Databases have long been the backbone of modern applications, but for years, achieving high availability and global scale with relational databases was both expensive and complex. With the advent of Azure Cosmos DB, many of the challenges that once required intricate failover mechanisms, synchronized replication, and expensive infrastructure investments have been abstracted away. Cosmos DB is designed for the cloud era, providing a seamless multi-region, multimodal database experience that simplifies global application deployments.

This article is based on a lecture I gave to my LEAP intern, who had zero background in Azure, relational databases, or NoSQL databases. I used simple metaphors to break down complex technical concepts and make them easier to grasp. We’ll explore how Cosmos DB differs from traditional relational databases, its unique hierarchical structure, and how it enables active-active and active-passive replication scenarios with ease.

The Hierarchy of Cosmos DB

To understand Cosmos DB, it helps to visualize its structure using an analogy. Think of an Azure subscription as your house, a resource group as a room in that house, and inside that room, you can place different objects — one of which is a Cosmos DB account. This account is the entry point for creating and managing data storage, and it supports multiple database models, such as NoSQL, MongoDB, Gremlin, etc.

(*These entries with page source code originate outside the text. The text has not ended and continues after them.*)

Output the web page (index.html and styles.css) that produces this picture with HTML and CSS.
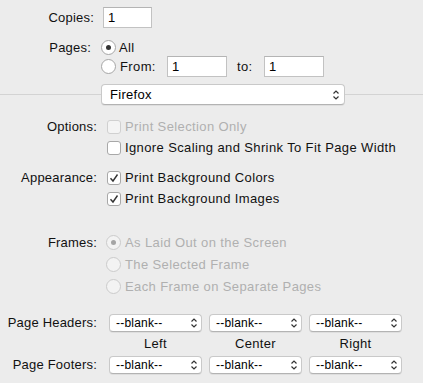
FILE: index.html
```html
<!DOCTYPE html>
<html>
<head>
<meta charset="utf-8">
<title>Print</title>
<link rel="stylesheet" href="styles.css">
</head>
<body>
<div class="top">
    <div class="row copies">
        <span class="lbl">Copies:</span>
        <span class="field">1</span>
    </div>
    <div class="row pages">
        <span class="lbl">Pages:</span>
        <span class="radio on"></span>
        <span class="txt">All</span>
    </div>
    <div class="row range">
        <span class="radio"></span>
        <span class="txt from">From:</span>
        <span class="field wide">1</span>
        <span class="txt to">to:</span>
        <span class="field wide">1</span>
    </div>
</div>

<div class="sep">
    <div class="line first"></div>
    <div class="popup big">
        <span>Firefox</span>
        <svg class="chev" width="8" height="12" viewBox="0 0 8 12"><path d="M1.5 4.5L4 2l2.5 2.5M1.5 7.5L4 10l2.5-2.5" fill="none" stroke="#333" stroke-width="1.2"/></svg>
    </div>
    <div class="line"></div>
</div>

<div class="lower">
    <div class="row opt">
        <span class="lbl">Options:</span>
        <span class="cb off"></span>
        <span class="txt dim">Print Selection Only</span>
    </div>
    <div class="row sub">
        <span class="cb"></span>
        <span class="txt">Ignore Scaling and Shrink To Fit Page Width</span>
    </div>

    <div class="row opt appear">
        <span class="lbl">Appearance:</span>
        <span class="cb"><svg width="12" height="12" viewBox="0 0 12 12"><path d="M2.5 6.2L5 9l4.5-6.5" fill="none" stroke="#333" stroke-width="1.4"/></svg></span>
        <span class="txt">Print Background Colors</span>
    </div>
    <div class="row sub">
        <span class="cb"><svg width="12" height="12" viewBox="0 0 12 12"><path d="M2.5 6.2L5 9l4.5-6.5" fill="none" stroke="#333" stroke-width="1.4"/></svg></span>
        <span class="txt">Print Background Images</span>
    </div>

    <div class="row fr frames">
        <span class="lbl">Frames:</span>
        <span class="radio off on"></span>
        <span class="txt dim">As Laid Out on the Screen</span>
    </div>
    <div class="row fr sub">
        <span class="radio off"></span>
        <span class="txt dim">The Selected Frame</span>
    </div>
    <div class="row fr sub">
        <span class="radio off"></span>
        <span class="txt dim">Each Frame on Separate Pages</span>
    </div>

    <div class="row hf headers">
        <span class="lbl">Page Headers:</span>
        <div class="popup sm"><span>--blank--</span><svg class="chev" width="8" height="12" viewBox="0 0 8 12"><path d="M1.5 4.5L4 2l2.5 2.5M1.5 7.5L4 10l2.5-2.5" fill="none" stroke="#333" stroke-width="1.2"/></svg></div>
        <div class="popup sm"><span>--blank--</span><svg class="chev" width="8" height="12" viewBox="0 0 8 12"><path d="M1.5 4.5L4 2l2.5 2.5M1.5 7.5L4 10l2.5-2.5" fill="none" stroke="#333" stroke-width="1.2"/></svg></div>
        <div class="popup sm"><span>--blank--</span><svg class="chev" width="8" height="12" viewBox="0 0 8 12"><path d="M1.5 4.5L4 2l2.5 2.5M1.5 7.5L4 10l2.5-2.5" fill="none" stroke="#333" stroke-width="1.2"/></svg></div>
    </div>
    <div class="row cols">
        <span>Left</span>
        <span>Center</span>
        <span>Right</span>
    </div>
    <div class="row hf">
        <span class="lbl">Page Footers:</span>
        <div class="popup sm"><span>--blank--</span><svg class="chev" width="8" height="12" viewBox="0 0 8 12"><path d="M1.5 4.5L4 2l2.5 2.5M1.5 7.5L4 10l2.5-2.5" fill="none" stroke="#333" stroke-width="1.2"/></svg></div>
        <div class="popup sm"><span>--blank--</span><svg class="chev" width="8" height="12" viewBox="0 0 8 12"><path d="M1.5 4.5L4 2l2.5 2.5M1.5 7.5L4 10l2.5-2.5" fill="none" stroke="#333" stroke-width="1.2"/></svg></div>
        <div class="popup sm"><span>--blank--</span><svg class="chev" width="8" height="12" viewBox="0 0 8 12"><path d="M1.5 4.5L4 2l2.5 2.5M1.5 7.5L4 10l2.5-2.5" fill="none" stroke="#333" stroke-width="1.2"/></svg></div>
    </div>
</div>
</body>
</html>
```

FILE: styles.css
```css
*{ margin:0; padding:0; box-sizing:border-box;}
body{ background:#ececec; font-family:"Liberation Sans", Arial, sans-serif; font-size:13px; color:#111; width:423px; height:383px; overflow:hidden;}

.row{ display:flex; align-items:center;}
.lbl{ flex:none; text-align:right; letter-spacing:0.2px;}
.txt{ white-space:nowrap; letter-spacing:0.38px;}
.dim{ color:#b0b0b0;}

/* copies / pages */
.top{ padding-top:7px;}
.copies{ height:21px;}
.top .lbl{ width:94px; margin-right:9px;}
.pages{ height:17px; margin-top:11px;}
.pages .lbl{ width:91px; margin-right:10px;}
.pages .txt{ margin-left:3px;}
.range{ height:21px; padding-left:101px;}
.range .from{ width:51px; padding-left:4px;}
.range .to{ width:37px; padding-left:10px;}

.field{ display:block; width:49px; height:21px; background:#fff; border:1px solid #c2c2c2; border-top-color:#b4b4b4; padding-left:4px; line-height:19px; color:#000;}
.field.wide{ width:60px;}

.radio{ flex:none; width:15px; height:15px; border-radius:50%; background:#fff; border:1px solid #a6a6a6; position:relative;}
.radio.on:after{ content:""; position:absolute; left:4px; top:4px; width:5px; height:5px; border-radius:50%; background:#333;}
.radio.off{ background:#f3f3f3; border-color:#cbcbcb;}
.radio.off.on:after{ background:#a5a5a5;}

/* firefox popup over the separator */
.sep{ display:flex; align-items:center; margin-top:7px; height:21px;}
.line{ flex:1; height:1px; background:#d3d3d3;}
.line.first{ flex:none; width:101px;}

.popup{ display:flex; align-items:center; justify-content:space-between; background:#fff; border:1px solid #c9c9c9; border-bottom-color:#b3b3b3; border-radius:4px; box-shadow:0 1px 0 rgba(0,0,0,0.06); color:#000;}
.popup.big{ width:244px; height:21px; padding:0 4px 0 8px; letter-spacing:0.3px;}
.popup.sm{ flex:none; width:93px; height:18px; margin-right:7px; padding:0 3px 0 6px; font-size:12px; letter-spacing:0.2px;}
.chev{ display:block;}

/* options */
.lower{ margin-top:11px;}
.lower .lbl{ width:97px; margin-right:10px;}
.opt{ height:21px;}
.sub{ height:21px; padding-left:107px;}
.appear{ margin-top:9px;}

.cb{ flex:none; width:14px; height:14px; border:1px solid #a8a8a8; border-radius:3px; background:#fff; margin-right:4px; display:flex; align-items:center; justify-content:center;}
.cb.off{ background:#f4f4f4; border-color:#d0d0d0;}

.fr{ height:22px;}
.fr .radio{ margin-left:-1px; margin-right:4px;}
.frames{ margin-top:22px;}
.fr.sub{ padding-left:107px;}

.hf{ height:19px;}
.hf .lbl{ margin-right:12px;}
.headers{ margin-top:16px;}
.cols{ height:23px; padding-left:109px; letter-spacing:0.3px;}
.cols span{ width:93px; margin-right:7px; text-align:center;}
```
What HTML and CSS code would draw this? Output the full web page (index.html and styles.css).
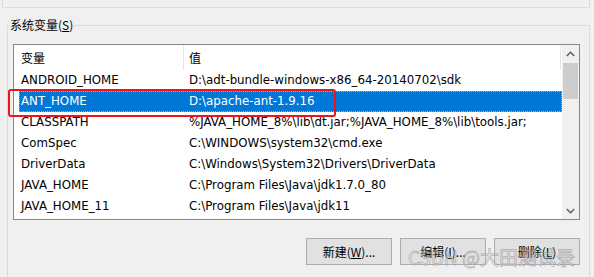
FILE: index.html
```html
<!DOCTYPE html>
<html lang="zh-CN">
<head>
  <meta charset="UTF-8">
  <title>环境变量</title>
  <link rel="stylesheet" href="styles.css">
</head>
<body>
  <div class="dialog">
    <div class="user-group"></div>
    <fieldset class="group">
      <legend>系统变量(<u>S</u>)</legend>
      <div class="listbox">
        <div class="list">
          <div class="header">
            <span class="col-name">变量</span>
            <span class="col-value">值</span>
          </div>
          <div class="row"><span class="col-name">ANDROID_HOME</span><span class="col-value">D:\adt-bundle-windows-x86_64-20140702\sdk</span></div>
          <div class="row selected"><span class="col-name">ANT_HOME</span><span class="col-value">D:\apache-ant-1.9.16</span></div>
          <div class="row"><span class="col-name">CLASSPATH</span><span class="col-value">%JAVA_HOME_8%\lib\dt.jar;%JAVA_HOME_8%\lib\tools.jar;</span></div>
          <div class="row"><span class="col-name">ComSpec</span><span class="col-value">C:\WINDOWS\system32\cmd.exe</span></div>
          <div class="row"><span class="col-name">DriverData</span><span class="col-value">C:\Windows\System32\Drivers\DriverData</span></div>
          <div class="row"><span class="col-name">JAVA_HOME</span><span class="col-value">C:\Program Files\Java\jdk1.7.0_80</span></div>
          <div class="row"><span class="col-name">JAVA_HOME_11</span><span class="col-value">C:\Program Files\Java\jdk11</span></div>
        </div>
        <div class="scrollbar">
          <div class="arrow">
            <svg width="9" height="6" viewBox="0 0 9 6"><polyline points="0.8,5 4.5,1.3 8.2,5" fill="none" stroke="#606060" stroke-width="1.6"/></svg>
          </div>
          <div class="track"><div class="thumb"></div></div>
          <div class="arrow">
            <svg width="9" height="6" viewBox="0 0 9 6"><polyline points="0.8,1 4.5,4.7 8.2,1" fill="none" stroke="#606060" stroke-width="1.6"/></svg>
          </div>
        </div>
        <div class="mark"></div>
      </div>
      <div class="buttons">
        <button>新建(<u>W</u>)...</button>
        <button>编辑(<u>I</u>)...</button>
        <button>删除(<u>L</u>)</button>
      </div>
    </fieldset>
    <div class="watermark">CSDN @大田测试录</div>
  </div>
</body>
</html>
```

FILE: styles.css
```css
body {
  margin: 0;
  background-color: #f0f0f0;
  font-family: "DejaVu Sans", "Noto Sans CJK SC", sans-serif;
  font-size: 11.8px;
  color: #000;
  overflow: hidden;
}
.dialog {
  position: relative;
  height: 277px;
}
.user-group {
  height: 7px;
  margin: 0 4px 0 2px;
  border: 1px solid #dcdcdc;
  border-top: none;
}
.group {
  margin: 9px 4px 0 7px;
  padding: 0 5px 20px 5px;
  border: 1px solid #dcdcdc;
}
.group legend {
  margin-left: -4px;
  padding: 0 1px;
  font-family: "Noto Sans CJK SC", sans-serif;
  font-size: 12px;
  line-height: 16px;
  color: #000;
}
.listbox {
  position: relative;
  display: flex;
  margin-top: 11px;
  width: 567px;
  height: 176px;
  box-sizing: border-box;
  border: 1px solid #828790;
  background: #fff;
}
.list {
  width: 548px;
}
.header {
  display: flex;
  height: 25px;
  width: 547px;
  line-height: 25px;
  font-family: "Noto Sans CJK SC", sans-serif;
  font-size: 12px;
}
.header .col-name {
  width: 170px;
  box-sizing: border-box;
  padding-left: 7px;
  border-right: 1px solid #e5e5e5;
}
.header .col-value {
  flex: 1;
  padding-left: 5px;
  border-right: 1px solid #e5e5e5;
}
.row {
  display: flex;
  height: 21px;
  line-height: 21px;
  margin-left: 5px;
  white-space: nowrap;
}
.row .col-name {
  width: 164px;
  box-sizing: border-box;
  padding-left: 2px;
}
.row .col-value {
  flex: 1;
  padding-left: 6px;
}
.row.selected {
  background: #0078d7;
  color: #fff;
  outline: 1px dotted #e3a25a;
  outline-offset: -1px;
}
.scrollbar {
  display: flex;
  flex-direction: column;
  width: 17px;
  background: #f0f0f0;
}
.arrow {
  height: 17px;
  display: flex;
  align-items: center;
  justify-content: center;
}
.track {
  flex: 1;
  padding: 1px 1px 0 1px;
}
.thumb {
  height: 36px;
  background: #cdcdcd;
}
.mark {
  position: absolute;
  left: -6px;
  top: 44px;
  width: 328px;
  height: 28px;
  box-sizing: border-box;
  border: 2.5px solid #f0141a;
  border-radius: 3px;
}
.buttons {
  display: flex;
  justify-content: flex-end;
  gap: 8px;
  width: 567px;
  margin-top: 18px;
}
.buttons button {
  width: 86px;
  height: 27px;
  padding: 0;
  background: #e1e1e1;
  border: 1px solid #adadad;
  border-radius: 0;
  font-family: "Noto Sans CJK SC", sans-serif;
  font-size: 12px;
  color: #000;
}
.watermark {
  position: absolute;
  left: 408px;
  top: 243px;
  font-family: "Noto Sans CJK SC", sans-serif;
  font-size: 19px;
  color: rgba(255, 255, 255, 0.4);
  -webkit-text-stroke: 0.8px rgba(130, 130, 130, 0.55);
  white-space: nowrap;
}
```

Within a Cosmos DB account, we define containers, which serve as the primary unit for storing data. If you’re coming from a relational database background, you might think of containers as tables, but there’s a key difference: each entry (or document) in a container has a unique ID, a partition key, and stores data in JSON format. This schema-less approach makes it much more flexible than traditional relational tables, where you must define a strict schema upfront.

Unlike SQL Server, Cosmos DB doesn’t provision dedicated servers or VMs for users. Instead, it allocates “RUs” or what can be thought of as frequent flyer miles — a defined amount of throughput that applications consume. The reason I call them frequent flyer miles is that there is no direct reference to physical infrastructure; instead, Cosmos DB introduces a third currency as a derivative metric of the underlying infrastructure. This completely abstracts the underlying provisioned infrastructure from the Cosmos DB consumer, ensuring scalability without the need for manual…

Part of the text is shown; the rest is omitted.